The 5.56x45mm is a dominating defensive round, but considering you didn't change caliber's you probably already liked it, I'm just trying to point to others why it giving the AR15 a bad rap is undeserved.
(Holy shit that's a lot of text, it just kinda flowed)
-Dirty: Improper cleaning, lube and long term maintenance
-Jams: Improper cleaning, lube and long term maintenance, poor mags, poor ammo
-Not a Bullpup: Well yeah, but both have their pros and cons. Apples to Oranges, both require continual training and practice to operate properly.
-Buttstock compartment: One variety/line of the platform, poor method to judge the line, plenty of affordable, easy to replace aftermarkets and options.
-Wobble/Tightness: Improper cleaning and long term maintenance, affects more than just receiver wobble, should not happen on a new/good rifle.
-Ghosts of Rifles Past: My own category, AR pattern gets a lot of guff still from problems of the past, it's not the greatest, but it has evolved and wouldn't still be in use with so many militarys, agency's and people if it didn't work.

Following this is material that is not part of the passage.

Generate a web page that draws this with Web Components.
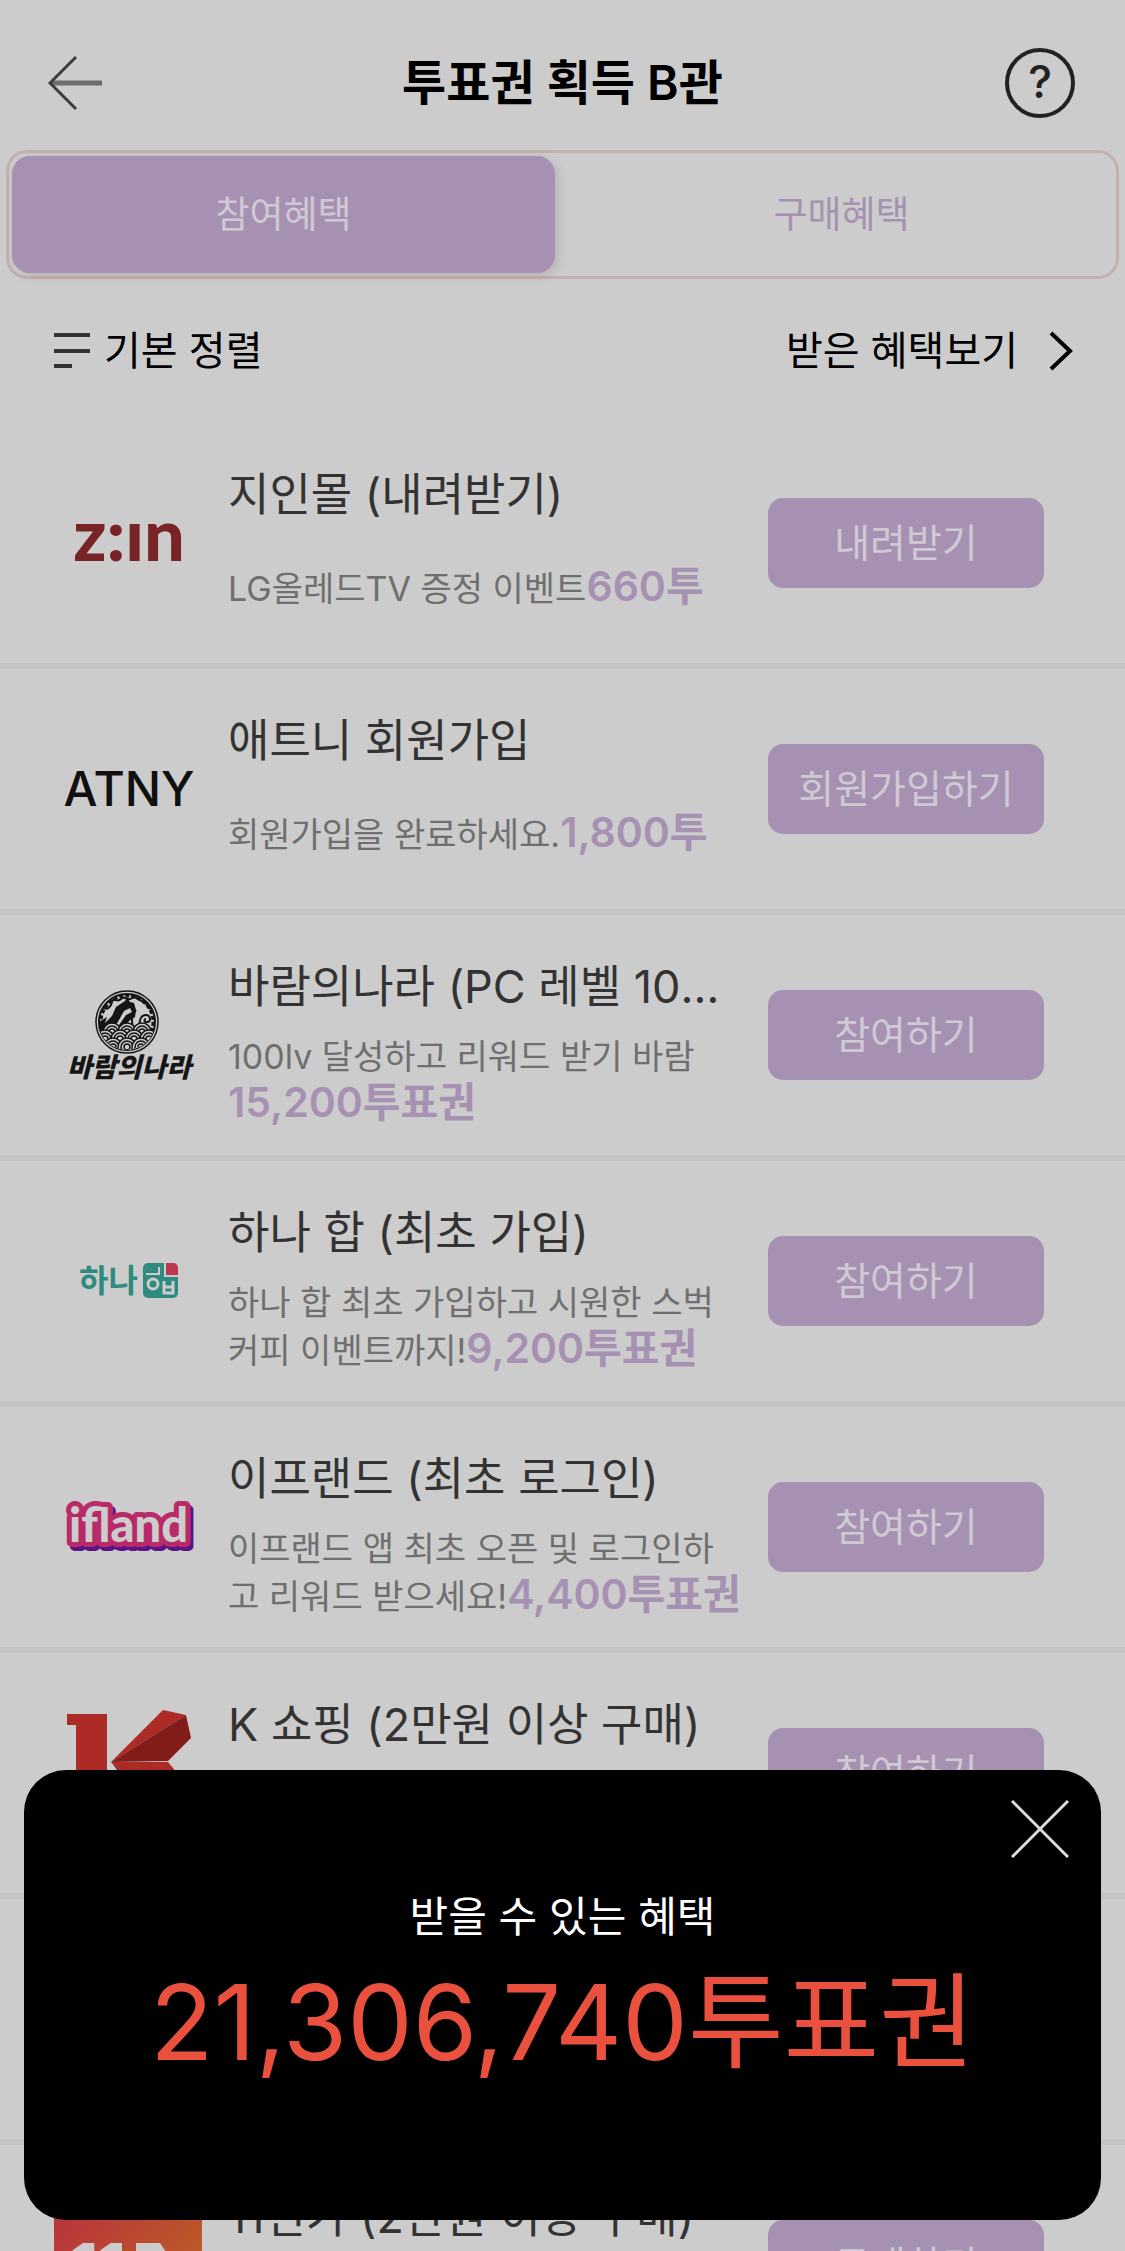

I hope I've helped dispel some of the rumors and whatnot surrounding the AR15, its not a bad design, it has evolved, military ones get treated like dog s***, so take that into consideration when you hear so many people say it's bad, a majority of the user base is military/prior, but the military's rifles usually aren't the best examples of the species.
If anyone wants more info on anything I'm happy to help. (Did not expect this to turn into an essay, it just flowed from me(pretty surprised myself).